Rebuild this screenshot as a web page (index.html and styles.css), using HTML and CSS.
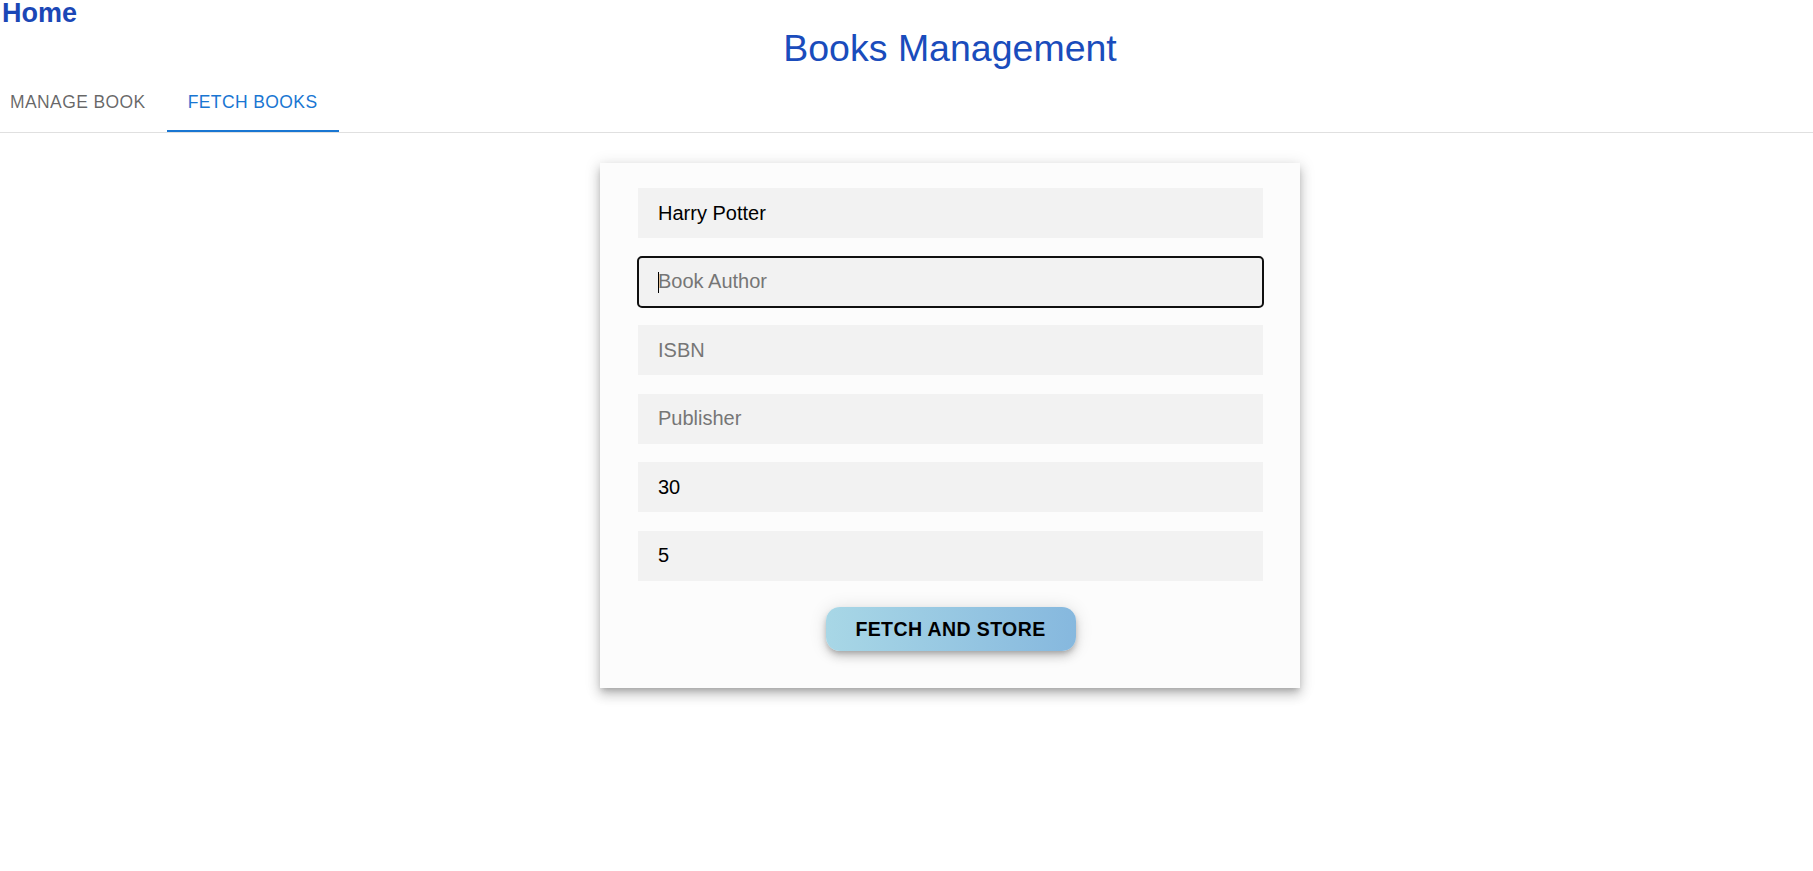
FILE: index.html
```html
<!DOCTYPE html>
<html lang="en">
<head>
<meta charset="utf-8">
<title>Books Management</title>
<link rel="stylesheet" href="styles.css">
</head>
<body>
  <a class="home" href="#">Home</a>
  <div class="title-wrap">
    <h1 class="page-title">Books Management</h1>
  </div>
  <nav class="tabs">
    <div class="tab tab-first">Manage Book</div>
    <div class="tab tab-active">Fetch Books</div>
  </nav>
  <main class="main">
    <section class="card">
      <form class="form">
        <input class="field" type="text" value="Harry Potter">
        <div class="field-wrap caret">
          <input class="field focused" type="text" placeholder="Book Author">
        </div>
        <input class="field" type="text" placeholder="ISBN">
        <input class="field" type="text" placeholder="Publisher">
        <input class="field" type="text" value="30">
        <input class="field" type="text" value="5">
        <button class="btn" type="button">Fetch and Store</button>
      </form>
    </section>
  </main>
</body>
</html>
```
FILE: styles.css
```css
html, body {
  margin: 0;
  padding: 0;
  background: #ffffff;
  font-family: "Liberation Sans", Arial, sans-serif;
}

body {
  min-height: 871px;
}

.home {
  display: block;
  padding-left: 2px;
  font-size: 27px;
  line-height: 27px;
  font-weight: 700;
  color: #1b47b6;
  text-decoration: none;
}

.title-wrap {
  padding-left: 87px;
}

.page-title {
  margin: 0;
  text-align: center;
  font-size: 37.5px;
  line-height: 43px;
  font-weight: 400;
  color: #1a4cbc;
}

.tabs {
  display: flex;
  margin-top: 2px;
  height: 60px;
  border-bottom: 1px solid #e0e0e0;
}

.tab {
  position: relative;
  display: flex;
  align-items: center;
  padding: 0 21px;
  font-size: 17.5px;
  letter-spacing: 0.4px;
  text-transform: uppercase;
  color: rgba(0, 0, 0, 0.6);
  white-space: nowrap;
}

.tab-first {
  padding-left: 10px;
}

.tab-active {
  color: #1976d2;
}

.tab-active::after {
  content: "";
  position: absolute;
  left: 0;
  right: 0;
  bottom: 0;
  height: 2px;
  background: #1976d2;
}

.main {
  display: flex;
  justify-content: center;
  padding-left: 87px;
  padding-top: 30px;
  padding-bottom: 80px;
}

.card {
  width: 700px;
  box-sizing: border-box;
  padding: 25px 37px 37px 38px;
  background: #fcfcfc;
  box-shadow: 0 4px 6px -2px rgba(0, 0, 0, 0.22),
              0 7px 11px 1px rgba(0, 0, 0, 0.14),
              0 2px 14px 2px rgba(0, 0, 0, 0.1);
}

.form {
  display: flex;
  flex-direction: column;
  gap: 18.5px;
}

.field-wrap {
  position: relative;
  display: flex;
}

.field {
  display: block;
  width: 100%;
  height: 50px;
  box-sizing: border-box;
  margin: 0;
  border: none;
  padding: 0 20px;
  background: #f2f2f2;
  font-family: "Liberation Sans", Arial, sans-serif;
  font-size: 20px;
  color: #000000;
}

.field::placeholder {
  color: #767676;
}

.field.focused {
  outline: 2px solid #101010;
  outline-offset: -1px;
  border-radius: 4px;
}

.caret::after {
  content: "";
  position: absolute;
  left: 20px;
  top: 15px;
  width: 1px;
  height: 21px;
  background: #000000;
}

.btn {
  align-self: center;
  margin-top: 8px;
  width: 250px;
  height: 44px;
  border: none;
  border-radius: 14px;
  background: linear-gradient(to right, #a8d7e6, #86b8de);
  font-family: "Liberation Sans", Arial, sans-serif;
  font-size: 19.5px;
  font-weight: 700;
  letter-spacing: 0.4px;
  text-transform: uppercase;
  color: #000000;
  box-shadow: 0 3px 5px -1px rgba(0, 0, 0, 0.2),
              0 6px 10px 0 rgba(0, 0, 0, 0.14),
              0 1px 18px 0 rgba(0, 0, 0, 0.12);
  cursor: pointer;
}
```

### Prompt
Filter for "index". Return all lines that hold it.

### Written response
Rebuild this screenshot as a web page (index.html and styles.css), using HTML and CSS.
FILE: index.html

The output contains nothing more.